Olivia Perez, 11, was in the movie version of “In the Heights” and has been seen in ads for Puma, J.Crew and Zara.

Twelve-year-old Dylan Gilmer is a rapper who has had his own show on Nickelodeon since 2020 produced by Tyler Perry -- “Tyler Perry’s Young Dylan.” One of the show’s writers on “Kids Tonight” is 16-year-old Mykey Cooper from Philadelphia. 

As a show designed for kids, it is only natural that the show is childlike. But so is the show from which it has been spawned, Jimmy Fallon’s “Tonight Show.” 

The Fallon “Tonight Show” has long featured a variety of stunts and comedy bits in which the show’s celebrity guests agree to participate (either willingly, or I suspect, under duress).

Some long-time observers of the Fallon show think these bits are childish.

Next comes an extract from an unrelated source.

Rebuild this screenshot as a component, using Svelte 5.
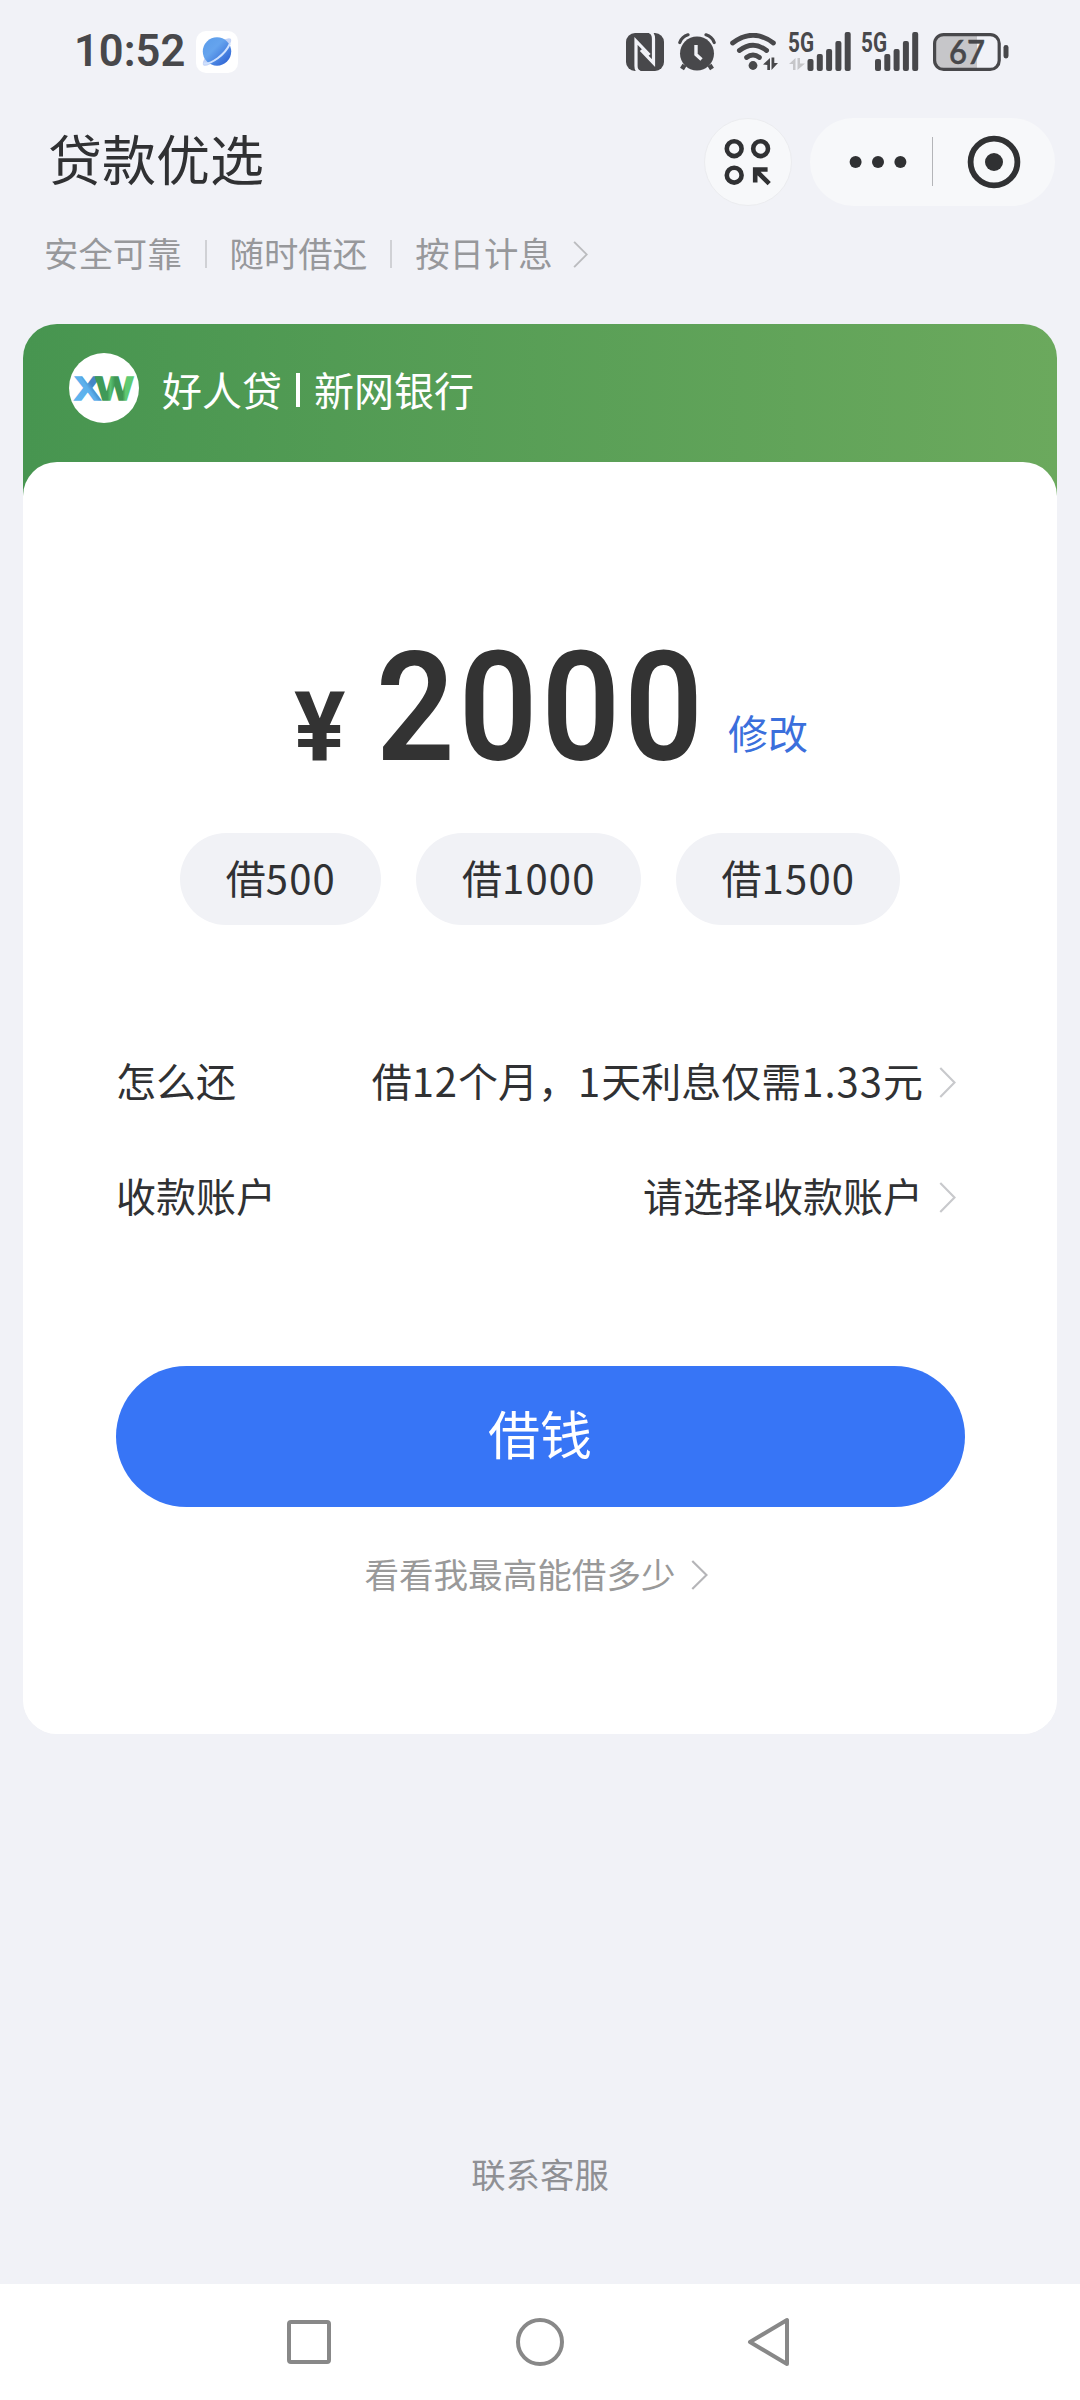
<script>
	const tags = ['安全可靠', '随时借还', '按日计息'];
	const presets = [500, 1000, 1500];
	const bars = [12, 17, 22, 30, 39];

	let amount = $state(2000);
</script>

{#snippet chevron(w, h)}
	<svg class="chevron" width={w} height={h} viewBox="0 0 16 30" preserveAspectRatio="none">
		<path d="M1.2 1 L14.6 15 L1.2 29" />
	</svg>
{/snippet}

{#snippet signal(data)}
	<svg class="signal" width={data ? 62 : 57} height="40" viewBox="0 0 {data ? 62 : 57} 40">
		<text x="-1" y="20" textLength="26" lengthAdjust="spacingAndGlyphs">5G</text>
		{#each bars as h, i}
			<rect x={(data ? 18.5 : 13) + i * 9.3} y={39 - h} width="6" height={h} rx="2" />
		{/each}
		{#if data}
			<path class="faint" d="M0 32 L6.5 26 V38 H4 V32 Z M8.5 26 H11 V31.5 H16 L8.5 38 Z" />
		{/if}
	</svg>
{/snippet}

<div class="screen">
	<div class="status">
		<span class="time">10:52</span>
		<svg class="browser" width="42" height="42" viewBox="0 0 42 42">
			<defs>
				<linearGradient id="globe" x1="0" y1="0" x2="1" y2="1">
					<stop offset="0" stop-color="#5a9bea" />
					<stop offset="0.4" stop-color="#65a4ee" />
					<stop offset="1" stop-color="#2457cf" />
				</linearGradient>
			</defs>
			<rect width="42" height="42" rx="10" fill="#fff" />
			<ellipse cx="21" cy="21" rx="19" ry="5.5" transform="rotate(-44 21 21)" fill="#c3d3f6" />
			<circle cx="21" cy="20.5" r="14.2" fill="url(#globe)" />
			<path d="M7.5 32.5 C15 33.5 29 24 34 12.5" fill="none" stroke="#cfe2ff" stroke-width="2" />
		</svg>

		<div class="icons">
			<svg class="nfc" width="38" height="38" viewBox="0 0 38 38">
				<rect width="38" height="38" rx="9" />
				<g fill="none" stroke="#f1f2f7" stroke-width="3.2">
					<path d="M14 39 Q10 38 10 33 V8 L23.5 22" />
					<path d="M23.5 -1 Q27.5 0 27.5 6 V30 L15 17" />
				</g>
			</svg>
			<svg class="alarm" width="38" height="38" viewBox="0 0 38 38">
				<circle cx="19" cy="20.5" r="17" />
				<path d="M6.5 32 L4 36 M31.5 32 L34 36" stroke="#48484b" stroke-width="4.6" />
				<path d="M1.8 9.5 Q4 3.5 10 1.8 M36.2 9.5 Q34 3.5 28 1.8" fill="none" stroke="#48484b" stroke-width="3.2" stroke-linecap="round" />
				<path d="M18 12 V21.5 L23.5 26.5" fill="none" stroke="#f1f2f7" stroke-width="3.4" />
			</svg>
			<svg class="wifi" width="48" height="38" viewBox="0 0 48 38">
				<g fill="none" stroke="#48484b" stroke-width="4.8" stroke-linecap="round">
					<path d="M2.6 10 Q23 -5.5 43.4 10" />
					<path d="M9.4 17.5 Q23 7 36.6 17.5" />
					<path d="M16.5 24.5 Q23 19.5 29.5 24.5" />
				</g>
				<circle cx="23" cy="32.5" r="4.4" />
				<path d="M33 31.5 L40 25 V37 H37.3 V32 Z M41.5 24.5 H44.3 V30 H48 L41.5 37 Z" />
			</svg>
			{@render signal(true)}
			{@render signal(false)}
			<svg class="battery" width="76" height="38" viewBox="0 0 76 38">
				<path d="M10 2 H44 V36 H10 Q2 36 2 28 V10 Q2 2 10 2 Z" fill="#c6c6c9" />
				<rect x="1.6" y="1.6" width="64.6" height="34.8" rx="9" fill="none" stroke="#48484b" stroke-width="3.2" />
				<rect x="70.5" y="12" width="5" height="13.5" rx="2.4" />
				<text x="16" y="30.5" textLength="36" lengthAdjust="spacingAndGlyphs">67</text>
			</svg>
		</div>
	</div>

	<header>
		<h1>贷款优选</h1>
		<button class="round" aria-label="apps">
			<svg width="48" height="48" viewBox="0 0 48 48">
				<g fill="none" stroke="#303133" stroke-width="4.6">
					<circle cx="10.2" cy="10.7" r="7.4" />
					<circle cx="36.6" cy="10.7" r="7.4" />
					<circle cx="10.2" cy="37.2" r="7.4" />
					<path d="M31.2 44.6 V31.5 H43.6 M31.6 32 L45.2 45.6" />
				</g>
			</svg>
		</button>
		<div class="capsule">
			<svg width="58" height="14" viewBox="0 0 58 14">
				<circle cx="6.6" cy="7" r="6" />
				<circle cx="29" cy="7" r="6" />
				<circle cx="51.4" cy="7" r="6" />
			</svg>
			<i></i>
			<svg width="54" height="54" viewBox="0 0 54 54">
				<circle cx="27" cy="27" r="23.4" fill="none" stroke="#303133" stroke-width="5.8" />
				<circle cx="27" cy="27" r="9" />
			</svg>
		</div>
	</header>

	<div class="tags">
		{#each tags as tag, i}
			{#if i > 0}<i></i>{/if}
			<span>{tag}</span>
		{/each}
		{@render chevron(15, 27)}
	</div>

	<main class="card">
		<div class="bank">
			<svg width="70" height="70" viewBox="0 0 70 70">
				<defs>
					<linearGradient id="x" x1="0" y1="1" x2="1" y2="0">
						<stop offset="0.2" stop-color="#5fb4ee" />
						<stop offset="0.5" stop-color="#5cb0ec" />
						<stop offset="0.62" stop-color="#4386c6" />
					</linearGradient>
					<linearGradient id="w">
						<stop offset="0" stop-color="#3f9a58" />
						<stop offset="0.3" stop-color="#3f9a58" />
						<stop offset="0.38" stop-color="#58c070" />
						<stop offset="0.5" stop-color="#3f9653" />
						<stop offset="0.7" stop-color="#3f9653" />
						<stop offset="0.78" stop-color="#5fca72" />
					</linearGradient>
				</defs>
				<circle cx="35" cy="35" r="35" fill="#fff" />
				<text class="logo" x="5.5" y="47" fill="url(#x)" stroke="url(#x)" textLength="26" lengthAdjust="spacingAndGlyphs">X</text>
				<text class="logo" x="27" y="47" fill="url(#w)" stroke="url(#w)" textLength="37" lengthAdjust="spacingAndGlyphs">W</text>
			</svg>
			<span>好人贷</span>
			<i></i>
			<span>新网银行</span>
		</div>

		<div class="panel">
			<div class="amount">
				<span class="yen">¥</span>
				<span class="value"><b>{amount}</b></span>
				<a href="#edit">修改</a>
			</div>

			<div class="presets">
				{#each presets as preset}
					<button onclick={() => (amount = preset)}>借<span class="num">{preset}</span></button>
				{/each}
			</div>

			<div class="row">
				<span>怎么还</span>
				<span class="detail">借<span class="num">12</span>个月，<span class="num">1</span>天利息仅需<span class="num">1.33</span>元</span>
				{@render chevron(17, 31)}
			</div>
			<div class="row">
				<span>收款账户</span>
				<span class="detail">请选择收款账户</span>
				{@render chevron(17, 31)}
			</div>

			<button class="submit">借钱</button>

			<div class="more">
				看看我最高能借多少
				{@render chevron(17, 30)}
			</div>
		</div>
	</main>

	<footer>联系客服</footer>

	<nav>
		<svg width="50" height="50" viewBox="0 0 50 50"><rect x="5" y="5" width="40" height="40" rx="2" /></svg>
		<svg width="50" height="50" viewBox="0 0 50 50"><circle cx="25" cy="25" r="22" /></svg>
		<svg width="50" height="50" viewBox="0 0 50 50"><path d="M41 3 V47 L4 25 Z" /></svg>
	</nav>
</div>

<style>
	:global(body) {
		background: #f1f2f7;
	}

	.screen {
		display: flex;
		flex-direction: column;
		width: 1080px;
		height: 2400px;
		overflow: hidden;
		background: #f1f2f7;
		color: #303133;
		font-family: 'Noto Sans CJK SC', sans-serif;
		font-size: 40px;
	}

	svg {
		display: block;
		flex: none;
	}

	button {
		border: none;
		padding: 0;
		font: inherit;
		color: inherit;
	}

	.status {
		display: flex;
		align-items: center;
		height: 103px;
		padding: 0 71px 0 74px;
		fill: #48484b;
	}

	.time {
		width: 122px;
		padding-top: 1px;
		font: 600 43.5px/50px Roboto, sans-serif;
		color: #48484b;
	}

	.icons {
		display: flex;
		align-items: center;
		margin-left: auto;
	}

	.alarm {
		margin-left: 14px;
	}

	.wifi {
		margin-left: 14px;
	}

	.signal {
		margin-left: 11px;
		overflow: visible;
	}

	.signal text {
		font: 700 27px/1 Roboto, sans-serif;
	}

	.signal .faint {
		fill: #c6c6c9;
	}

	.battery {
		margin-left: 14px;
		overflow: visible;
	}

	.battery text {
		font: 600 33px/1 Lato, sans-serif;
		stroke: #48484b;
		stroke-width: 0.4;
	}

	header {
		display: flex;
		align-items: center;
		height: 117px;
		padding: 0 25px 0 48px;
	}

	h1 {
		flex: 1;
		margin: 0;
		padding-bottom: 7px;
		font-size: 54px;
		font-weight: 400;
		line-height: 70px;
	}

	.round {
		display: flex;
		align-items: center;
		justify-content: center;
		box-sizing: border-box;
		width: 88px;
		height: 88px;
		margin-right: 18px;
		border: 1px solid #ebecef;
		border-radius: 50%;
		background: #f7f8fa;
	}

	.capsule {
		display: flex;
		align-items: center;
		box-sizing: border-box;
		width: 245px;
		height: 88px;
		padding-left: 39px;
		border-radius: 44px;
		background: #f7f8fa;
		fill: #303133;
	}

	.capsule i {
		width: 1px;
		height: 49px;
		margin: 0 34px 0 25px;
		background: #b4b5b8;
	}

	.tags {
		display: flex;
		align-items: center;
		height: 64px;
		padding-left: 44px;
		font-size: 34.4px;
		line-height: 50px;
		color: #97989b;
	}

	.tags i {
		width: 2px;
		height: 28px;
		margin: 4px 23px 0;
		background: #d0d1d5;
	}

	.chevron {
		fill: none;
		stroke: #c8c9cc;
		stroke-width: 2;
	}

	.tags .chevron {
		margin: 4px 0 0 20px;
		stroke: #bbbcbf;
	}

	.card {
		height: 1410px;
		margin: 40px 23px 0;
		border-radius: 34px;
		overflow: hidden;
		background: linear-gradient(90deg, #479550, #6ba95d) top / 100% 200px no-repeat #fff;
	}

	.bank {
		display: flex;
		align-items: center;
		box-sizing: border-box;
		height: 138px;
		padding: 0 0 10px 46px;
		color: #fff;
		line-height: 50px;
	}

	.bank span {
		padding-top: 2px;
	}

	.bank svg {
		margin-right: 23px;
	}

	.bank i {
		width: 4px;
		height: 34px;
		margin: 4px 14px 0 14px;
		background: #fff;
	}

	.logo {
		font: 700 34px/1 'Liberation Sans', sans-serif;
		stroke-width: 1.6;
	}

	.panel {
		height: 1272px;
		border-radius: 34px;
		background: #fff;
		overflow: hidden;
	}

	.amount {
		display: flex;
		align-items: baseline;
		height: 182px;
		margin-top: 156px;
		padding-left: 271px;
		font-family: Roboto, sans-serif;
		color: #333;
	}

	.yen {
		width: 82px;
		font-size: 96px;
		font-weight: 700;
		line-height: 180px;
	}

	.value {
		width: 352px;
		line-height: 180px;
	}

	.value b {
		display: inline-block;
		transform: scaleX(0.9);
		transform-origin: left;
		font-size: 153px;
		font-weight: 600;
		letter-spacing: 4.5px;
	}

	.amount a {
		align-self: flex-start;
		margin-top: 84px;
		font-family: 'Noto Sans CJK SC', sans-serif;
		line-height: 60px;
		color: #3b6fdc;
		text-decoration: none;
	}

	.presets {
		display: flex;
		justify-content: center;
		gap: 35px;
		margin: 33px 0 97px;
	}

	.presets button {
		height: 92px;
		padding: 0 45px 5px 46px;
		border-radius: 46px;
		background: #f1f2f6;
	}

	.num {
		letter-spacing: 1.2px;
	}

	.row {
		display: flex;
		align-items: center;
		height: 115px;
		padding: 0 101px 0 93px;
	}

	.detail {
		margin-left: auto;
	}

	.row .num {
		letter-spacing: 1px;
	}

	.row .chevron {
		margin: 5px 0 0 16px;
	}

	.submit {
		display: block;
		width: 849px;
		height: 141px;
		margin: 114px auto 0;
		padding-bottom: 8px;
		border-radius: 71px;
		background: #3775f6;
		color: #fff;
		font-size: 52px;
	}

	.more {
		display: flex;
		align-items: center;
		justify-content: center;
		gap: 15px;
		height: 60px;
		margin-top: 36px;
		padding-right: 8px;
		font-size: 34.6px;
		color: #999;
	}

	.more .chevron {
		margin-top: 4px;
		stroke: #b5b5b8;
	}

	footer {
		margin-top: auto;
		height: 136px;
		font-size: 34.4px;
		line-height: 50px;
		text-align: center;
		color: #8f9094;
	}

	nav {
		display: flex;
		align-items: center;
		justify-content: center;
		gap: 181px;
		height: 116px;
		background: #fff;
		fill: none;
		stroke: #888;
		stroke-width: 4;
		stroke-linejoin: round;
	}
</style>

Others seem to like them, so they go on.

However, these suitable-for-children bits now have a secondary use. They are being repurposed for “The Kids Tonight Show.”

“Viewers will get next-generation interpretations of all the beloved Fallon bits, celebrity interviews and signature late-night fun for kids and the whole family,” says a Peacock press release.

“The Kids Tonight Show” on Peacock consists of two new shows produced and dropped every week.

Celebrity guests include Miranda Cosgrove, Kristen Bell, Fallon and Questlove, bandleader for Fallon’s “Tonight Show.” Kenan Thompson and Matthew McConaughey have appeared on big screens from other locations.

No word has come out of any other networks about the development of kids’ versions of “The Late Show With Stephen Colbert,” “Jimmy Kimmel Live” or “The Daily Show.”

Something the TV Blog would love to see: A new round of late-night wars in which the co-hosts of “Kids Tonight” are poached by the kids’ versions of these other shows. I’m joking, of course, but anything’s possible.